May 25 I Tuesday

1 Chronicles 25-27

John 9:1-23

 

“But when you pray, go into your room, close the door and pray to your Father, who is unseen.”  —Matthew 6:6

 

The most important part of the Christian life is the sustaining of our communion with God. Prayer brings us knowledge of Him and from Him; it conveys our worship, praise and love for God as well as God’s reception to us with all that He pours into our lives. What Jesus does in the Sermon on the Mount is strip us of every means of dependency outside of Himself, which is why He tells us to go into our room, close the door and––in our solitude––pray to God in that secret place.

       The late theologian and author Henri Nouwen wrote, “Prayer is no easy matter. It demands a relationship in which you allow someone other than yourself to enter into the very center of your person, to see there what you would rather leave in darkness, and to touch there what you would rather leave untouched.”

       Some of us are frightened of this sense of intimacy with God and want to keep everything buried inside of us as a protection or defence mechanism. When God wants to go deeper and deal with the strongholds in our lives, the best defence against that is not to pray. But, we must remember, nothing is hidden from God. The one place we can be absolutely disarmingly honest is alone with God. He will not be shocked by what we disclose and it will not be out of His depth.

       If our Christian lives are purely about being good people and doing the right things, we will have little to say to God because there is no relationship with God. There is no depth in our hearts that is shared with Him. Yet, God’s concern is about our internal working––the secret place of our lives where He can meet with us. It is from this spiritual place that everything else in our lives emanates.

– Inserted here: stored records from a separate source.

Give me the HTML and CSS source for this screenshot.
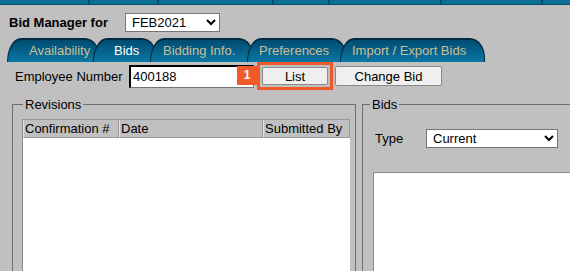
FILE: index.html
```html
<!DOCTYPE html>
<html>
<head>
<meta charset="utf-8">
<link rel="stylesheet" href="styles.css">
</head>
<body>
<div class="topbar">
  <span class="seg"></span><span class="seg"></span><span class="seg"></span><span class="seg"></span><span class="seg"></span><span class="seg"></span><span class="seg"></span>
</div>
<div class="header">
  <span class="title">Bid Manager for</span>
  <select class="sel sel-month"><option>FEB2021</option></select>
</div>
<div class="tabs">
  <div class="tab tab-avail">Availability</div>
  <div class="tab tab-bids active">Bids</div>
  <div class="tab tab-info">Bidding Info.</div>
  <div class="tab tab-pref">Preferences</div>
  <div class="tab tab-imp">Import / Export Bids</div>
</div>
<div class="emp-row">
  <span class="emp-label">Employee Number</span>
  <div class="emp-input-wrap">
    <input class="emp-input" type="text" value="400188">
    <span class="badge">1</span>
  </div>
  <div class="highlight"><button class="btn btn-list">List</button></div>
  <button class="btn btn-change">Change Bid</button>
</div>
<div class="content">
  <fieldset class="fs fs-rev">
    <legend class="lg">Revisions</legend>
    <div class="grid">
      <div class="grid-head">
        <div class="th th-conf">Confirmation #</div>
        <div class="th th-date">Date</div>
        <div class="th th-sub">Submitted By</div>
      </div>
      <div class="grid-body"></div>
    </div>
  </fieldset>
  <fieldset class="fs fs-bids">
    <legend class="lg lg-bids">Bids</legend>
    <div class="type-row">
      <span class="type-label">Type</span>
      <select class="sel sel-type"><option>Current</option></select>
    </div>
    <div class="bids-box"></div>
  </fieldset>
</div>
</body>
</html>
```

FILE: styles.css
```css
* { box-sizing: border-box; }
html, body { margin: 0; padding: 0; }
body {
  width: 570px;
  height: 271px;
  overflow: hidden;
  background: #c0c0c0;
  font-family: "Liberation Sans", Arial, sans-serif;
  font-size: 13px;
  color: #000;
}
.topbar {
  display: grid;
  grid-template-columns: 88px 69px 115px 56px 112px 101px 1fr;
  height: 5px;
  background: #0b6f98;
  border-bottom: 1px solid #07506f;
}
.seg { border-left: 2px solid #084a66; }
.seg:first-child { border-left: none; }

.header {
  display: flex;
  align-items: center;
  height: 19px;
  margin-top: 8px;
  padding-left: 9px;
}
.title { font-weight: bold; font-size: 13px; }
.sel {
  height: 19px;
  border: 1px solid #767676;
  background: #fff;
  font-family: "Liberation Sans", Arial, sans-serif;
  font-size: 13px;
  color: #000;
  padding: 0 0 0 2px;
  border-radius: 0;
}
.sel-month { width: 95px; margin-left: 17px; }

.tabs {
  display: flex;
  height: 24px;
  margin-top: 6px;
  padding-left: 7px;
}
.tab {
  position: relative;
  height: 24px;
  line-height: 22px;
  color: #cdbf95;
  font-size: 13px;
  background: linear-gradient(to bottom, #004c70 0%, #055f88 45%, #0a78a4 100%);
  border: 1px solid #002b40;
  border-top-width: 2px;
  border-bottom: none;
  border-radius: 14px 15px 0 0 / 24px 20px 0 0;
  margin-left: -7px;
  white-space: nowrap;
  flex-shrink: 0;
}
.tab:first-child { margin-left: 0; }
.tab.active { color: #fff; }
.tab-avail { width: 93px; padding-left: 21px; }
.tab-bids { width: 64px; padding-left: 20px; }
.tab-info { width: 104px; padding-left: 12px; }
.tab-pref { width: 100px; padding-left: 11px; }
.tab-imp { width: 145px; padding-left: 11px; }

.emp-row {
  display: flex;
  align-items: center;
  height: 28px;
  padding-left: 15px;
}
.emp-label { width: 114px; }
.emp-input-wrap { position: relative; }
.emp-input {
  display: block;
  width: 125px;
  height: 23px;
  border: 1px solid #767676;
  border-top: 2px solid #000;
  border-left: 2px solid #000;
  background: #fff;
  font-family: "Liberation Sans", Arial, sans-serif;
  font-size: 13px;
  padding: 0 2px;
  margin: 0;
}
.badge {
  position: absolute;
  left: 108px;
  top: 1px;
  width: 20px;
  height: 19px;
  background: #f05a28;
  color: #fff;
  font-weight: bold;
  font-size: 12px;
  line-height: 19px;
  text-align: center;
}
.highlight {
  margin-left: 3px;
  width: 76px;
  height: 28px;
  border: 3px solid #f05a28;
  padding: 2px;
}
.btn {
  height: 20px;
  background: #efefef;
  border: 1px solid #8a8a8a;
  border-radius: 2px;
  font-family: "Liberation Sans", Arial, sans-serif;
  font-size: 13px;
  color: #000;
  padding: 0;
}
.btn-list { width: 66px; height: 18px; display: block; }
.btn-change { width: 107px; margin-left: 2px; }

.content {
  display: flex;
  align-items: flex-start;
  margin-top: 7px;
}
.fs {
  margin: 0;
  border: 1px solid #6e6e6e;
  border-bottom: none;
  padding: 0 0 0 9px;
  height: 174px;
  min-width: 0;
  flex-shrink: 0;
  overflow: hidden;
}
.fs-rev { margin-left: 12px; width: 344px; }
.fs-bids {
  margin-left: 6px;
  width: 208px;
  padding-left: 10px;
  border-right: none;
}
.lg {
  padding: 0 2px;
  margin-left: 1px;
  line-height: 15px;
  font-size: 13px;
}
.lg-bids { margin-left: -3px; }

.grid {
  margin-top: 7px;
  width: 328px;
  border-left: 1px solid #8a8a8a;
}
.grid-head {
  display: grid;
  grid-template-columns: 96px 144px 1fr;
  height: 19px;
  border-top: 1px solid #9a9a9a;
}
.th {
  background: #c0c0c0;
  border-right: 1px solid #9a9a9a;
  border-bottom: 1px solid #9a9a9a;
  border-left: 1px solid #e0e0e0;
  padding-left: 1px;
  line-height: 17px;
  white-space: nowrap;
  overflow: hidden;
}
.grid-body {
  height: 140px;
  background: #fff;
}

.type-row {
  display: flex;
  align-items: center;
  margin-top: 17px;
  padding-left: 2px;
}
.type-label { width: 51px; }
.sel-type { width: 132px; height: 19px; }
.bids-box {
  margin-top: 24px;
  height: 110px;
  background: #fff;
  border-top: 1px solid #8a8a8a;
  border-left: 1px solid #8a8a8a;
}
```
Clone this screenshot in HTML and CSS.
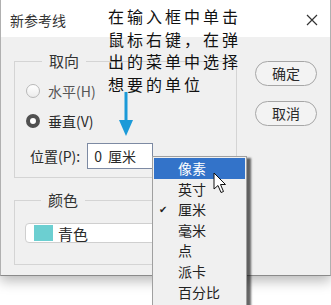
FILE: index.html
```html
<!DOCTYPE html>
<html lang="zh">
<head>
<meta charset="utf-8">
<link rel="stylesheet" href="styles.css">
</head>
<body>
<div class="dialog">
  <div class="titlebar">
    <span class="title">新参考线</span>
    <svg class="close" width="12" height="12" viewBox="0 0 12 12"><path d="M1 1L11 11M11 1L1 11" stroke="#333" stroke-width="1.2" fill="none"/></svg>
  </div>
  <div class="body">
    <div class="left">
      <div class="group g1">
        <div class="group-title">取向</div>
        <div class="radio-row r1"><span class="radio"></span><span class="lbl dim">水平(H)</span></div>
        <div class="radio-row r2"><span class="radio on"></span><span class="lbl">垂直(V)</span></div>
        <div class="pos-row"><span class="lbl">位置(P):</span><span class="input"><span class="num">0</span>厘米</span></div>
      </div>
      <div class="group g2">
        <div class="group-title">颜色</div>
        <div class="select"><span class="swatch"></span><span>青色</span></div>
      </div>
    </div>
    <div class="right">
      <div class="btn">确定</div>
      <div class="btn">取消</div>
    </div>
  </div>
</div>

<div class="note">在输入框中单击<br>鼠标右键，在弹<br>出的菜单中选择<br>想要的单位</div>
<svg class="arrow" width="16" height="46" viewBox="0 0 16 46"><rect x="6.5" y="0" width="3" height="30" fill="#1b9ad8"/><path d="M1 28H15L8 44Z" fill="#1b9ad8"/></svg>

<div class="menu">
  <div class="item hl">像素</div>
  <div class="item">英寸</div>
  <div class="item"><span class="check">✔</span>厘米</div>
  <div class="item">毫米</div>
  <div class="item">点</div>
  <div class="item">派卡</div>
  <div class="item">百分比</div>
</div>
<svg class="cursor" width="14" height="22" viewBox="0 0 14 22"><path d="M1 1V17L5 13.5L8 20.5L10.5 19.5L7.5 12.5H12.5Z" fill="#fff" stroke="#111" stroke-width="1" stroke-linejoin="round"/></svg>
</body>
</html>
```

FILE: styles.css
```css
html, body {
  margin: 0;
  padding: 0;
  background: #fff;
}
body {
  width: 331px;
  height: 305px;
  overflow: hidden;
  position: relative;
  font-family: "Noto Sans CJK SC", "Noto Sans", sans-serif;
  color: #2a2a2a;
  font-size: 14px;
}
.dialog {
  width: 329px;
  height: 275px;
  border: 1px solid #b0b0b0;
  border-bottom-color: #8a8a8a;
  border-top: none;
  background: #f0f0f0;
  box-shadow: 0 5px 12px rgba(0, 0, 0, 0.28);
  display: flex;
  flex-direction: column;
}
.titlebar {
  height: 35px;
  background: #fff;
  display: flex;
  align-items: center;
  justify-content: space-between;
  padding: 2px 12px 0 9px;
}
.title {
  font-size: 14px;
  color: #333;
}
.body {
  flex: 1;
  display: flex;
  padding: 24px 0 0 13px;
  gap: 18px;
}
.left {
  width: 223px;
  display: flex;
  flex-direction: column;
  gap: 22px;
}
.group {
  border: 1px solid #d4d4d4;
  box-sizing: border-box;
}
.group-title {
  width: fit-content;
  margin: -12px 0 0 16px;
  padding: 0 7px;
  background: #f0f0f0;
  font-size: 15px;
  line-height: 22px;
  color: #333;
}
.g1 {
  height: 117px;
  padding-left: 11px;
}
.g2 {
  height: 65px;
  padding-left: 10px;
}
.radio-row {
  display: flex;
  align-items: center;
  gap: 8px;
  height: 30px;
  font-size: 14px;
}
.r1 { margin-top: 4px; }
.radio {
  width: 14px;
  height: 14px;
  box-sizing: border-box;
  border-radius: 50%;
  border: 1px solid #b8b8b8;
  background: linear-gradient(#fff, #ececec);
}
.radio.on {
  border: 4px solid #505050;
  background: #fff;
}
.lbl.dim { color: #555; }
.pos-row {
  display: flex;
  align-items: center;
  gap: 7px;
  margin-top: 7px;
  padding-left: 4px;
}
.input {
  width: 66px;
  height: 26px;
  box-sizing: border-box;
  border: 1px solid #7d8aa3;
  background: #fff;
  padding-left: 6px;
  line-height: 24px;
}
.num {
  margin-right: 6px;
}
.select {
  margin-top: 12px;
  width: 200px;
  height: 18px;
  border: 1px solid #cfcfcf;
  border-radius: 4px;
  background: #fff;
  display: flex;
  align-items: center;
  gap: 5px;
  padding-left: 8px;
  font-size: 15px;
}
.swatch {
  width: 19px;
  height: 16px;
  background: #6ccfd1;
}
.right {
  display: flex;
  flex-direction: column;
  gap: 15px;
}
.btn {
  width: 62px;
  height: 25px;
  box-sizing: border-box;
  border: 1px solid #a6a6a6;
  border-radius: 13px;
  background: #f3f3f3;
  text-align: center;
  line-height: 23px;
  font-size: 14px;
}
.note {
  position: absolute;
  left: 108px;
  top: 5px;
  font-size: 16px;
  line-height: 22.6px;
  letter-spacing: 3px;
  color: #111;
}
.arrow {
  position: absolute;
  left: 118px;
  top: 92px;
}
.menu {
  position: absolute;
  left: 152px;
  top: 156px;
  width: 95px;
  height: 160px;
  box-sizing: border-box;
  border: 1px solid #a0a0a0;
  background: #f0f0f0;
  box-shadow: 4px 2px 2px rgba(0, 0, 0, 0.6);
  padding: 1px 1px 0;
}
.item {
  height: 20.6px;
  line-height: 20.6px;
  padding-left: 24px;
  position: relative;
  font-size: 14px;
  color: #222;
}
.item.hl {
  background: #3373c9;
  color: #fff;
}
.check {
  position: absolute;
  left: 5px;
  font-size: 10px;
  color: #222;
}
.cursor {
  position: absolute;
  left: 213px;
  top: 172px;
}
```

       Jesus gives us an invitation to the secret place, where we can be alone with God. It may not be a literal room with a door we close, but it is a place in our hearts reserved for Him. All the external work we engage in will be robbed of its power if we do not have the secret place where we commune with God. This is where our hearts are most earnest and genuine, which is what opens the door for deeper fellowship with God and paves the way for His working in our lives. Effective Christian living depends on intimate union, derived from the secret place within our hearts of which we can say, “Only God and I hold the key.”

 

Prayer: Dear God, thank You for the privilege of always having access to You through Jesus Christ. Thank You for seeing the depths of my heart and still choosing to love me.